7. Reverting back to the provisions of the East Punjab Urban Rent Restriction Act it has to be seen that if the premises are rented out to a Chartered Accountant for running his office whether such a building will be said to be a non-residential building or it continues to be a residential building as provided under the Act. As observed earlier, Section 2(h) of the Act defines the words 'scheduled building'. The word profession' as well as the word business have been used in the said definition. If the word business occurring in Section 2(d) of the Act included `professions' as well, there was no necessity for creating a third category of ` buildings known as scheduled buildings'. In that case any building being used solely for the purpose of business including professions therein, would have been a nonresidential building, according, to the definition. It appears that the legislature was aware of the distinction between 'business' and profession' and therefore it wanted to exclude certain buildings from the definition of non-residential buildings and thus the third category of scheduled. buildings was created under the Act. Admittedly in the schedule provided to this Act., Chartered Accountant is not one of the professions included therein. Under these circumstances if a building is being used solely for the purpose of profession, it cannot he said to be a non-residential building as it is not being used solely for the purpose of business or trade. As observed earlier the word `profession' has been used in the Act as distinguished from the `business'. In M. P. Sethurama Menon v. Meenakshi Amma, AIR 1967 Ker 88, where the question arose that whether the profession of an Advocate can be said to be business under the Kerala Buildings (Lease and Rent Control) Act, 1965. came up for consideration, it was observed in Para 7 as under:--
'What is important in deciding whether a person is carrying on a profession or not is whether he is a member of an organised body with a recognised standard of ability enforced before he can enter it and a recognised standard of conduct enforced while he is practising it (Iyengar on Income-tax, 5th Edition, Volume 2, page 832). This is certainly not the test in deciding whether a person is carrying on a trade or business.

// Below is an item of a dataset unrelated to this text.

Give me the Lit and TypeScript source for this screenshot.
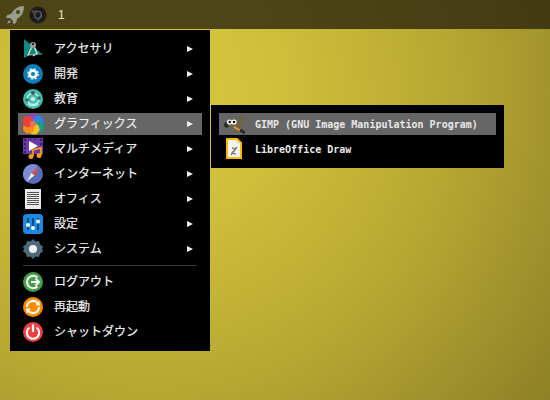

Applying this test as well a person who is a Chartered Accountant, will be said to be carrying on a profession. He is a member of an organised body with a recognised standard of ability enforced before he can enter it and a recognised standard of conduct is enforced while he is practising it. Moreover this aspect of the case is not being disputed on behalf of the tenant. What has been argued is that the profession of the Chartered Accountant is included in the term `business' as used in Section 2(d) of the Act and therefore the building becomes a non-residential building. However, I do not find any force in this contention raised on behalf of the tenant. The learned counsel for the tenant relied upon a Supreme Court judgment reported as S. Mohan Lal v. R. Kondiah, AIR 1979 SC 1132. In that case the expression business was being interpreted as it occurred in Section 10(3)(a)(iii) of the Andhra Pradesh Buildings (Lease, Rent and Eviction) Control Act, 1960. In the context in which this expression has been used under that Act it was observed:--
'The expression business has not been defined in the Andhra Pradesh Buildings (Lease Rent and Eviction) Control Act 1960. It is a common expression which is sometimes used by itself and sometimes in a collocation of words as in 'business, trade or profession'. It is a word of large and wide import, capable of a variety of meanings. It is needless to refer to the meanings given to that term in the various Dictionaries except to say that everyone of them noticed a large number of means of the word. In a broad sense it is taken to mean everything that occupies the time, attention and labour of men for the purpose of livelihood or profit. In a narrow sense it is confined to commercial activity. It is obvious that the meaning of the word must be gleaned from the context in which it is used. Reference to the provisions of the Constitution or other statutes where the expression is used cannot be of any assistance in determining its meaning in Section 10(3)(a)(ii) of the Andhra Pradesh Buildings (Lease, Rent and Eviction) Control Act, 1960. It is not a sound principle of construction to interpret expressions used in one Act with reference to their use in another Act; more so if the two Acts in which the same word is used are not cognate Acts. Neither the meaning nor the definition of the term in one statute affords a guide to the construction of the same term in another statute and the sense in which the term bas been understood in the several statutes does not necessarily throw any light on the manner in which the term should be understood generally. On the other hand it is a sound and, indeed, a well-known principle of construction that meaning of words and expressions used in an Act must take their colour from the context in which they appear. Dr. Chitaley very frankly and fairly conceded as much.'
In Para 5 thereof the Supreme Court has made it quite clear that the word business must be interpreted in the context of the statute in which it occurs and not in the context of other statutes or in a manner alien to the context of the statute concerned. This authority on the face of it is of no help for the proposition as contended on behalf of the learned counsel for the tenant.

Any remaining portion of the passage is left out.